В третий раз АН-2 кружится над островом Хасуэлл. Летят И. А. Ман, М. М. Сомов, О. С. Вялое и A.M. Гу­сев. Делаем посадку на ледник вблизи одной из скал, возвышающихся у самого берега. Смогут ли подходить сюда суда, можно ли строить здесь поселок? Ходим, смотрим и пожимаем плечами. Обрывистый край материкового льда высотой более десяти метров над уровнем моря изгибается в этом месте почти под прямым углом.

В вершине угла и на стороне, обращенной к северо-западу у самого обрыва над ледником, выступают впаянные в его толщу четыре небольшие скалы. Самая большая — в вершине угла имеет ширину до 400 метров. Ее соседки значительно меньше. Расположены они на расстоянии 600—1000 метров друг от друга. Против этих скал, над поверхностью моря, возвышаются семнадцать скалистых островов. Самый большой из них остров Хасуэлл. Водное пространство между островами заполнено множеством подводных камней, некоторые из них выступают из воды.

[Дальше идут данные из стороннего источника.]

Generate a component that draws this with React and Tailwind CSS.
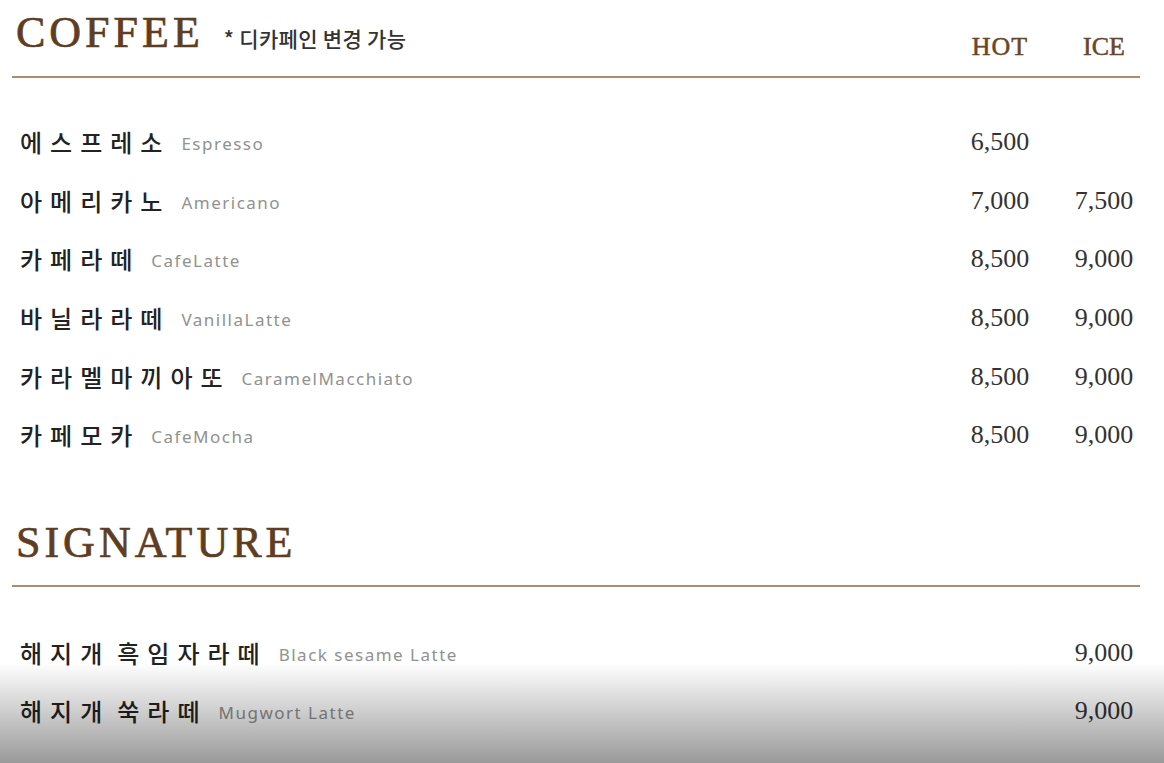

Оставив группу научных работников для дальнейшего обследования района, мы возвратились к месту стоянки «Оби».

— Ну, Иван Иванович, теперь, можно сказать, небо в нашем распоряжении, — улыбнулся штурман Кириллов. — Пусть знают наших.

— Лиха беда начало, — добавил Сомов. Обрадованный результатами своих усилий, наш отряд развил кипучую деятельность. В короткий срок в бухте Депо на припае и на деловом плато у берега бухты были сооружены временные взлетно-посадочные площадки.

Антарктида, встретившая нас бурями и ураганами, начала покоряться. Но мы знали, что это только наши первые шаги.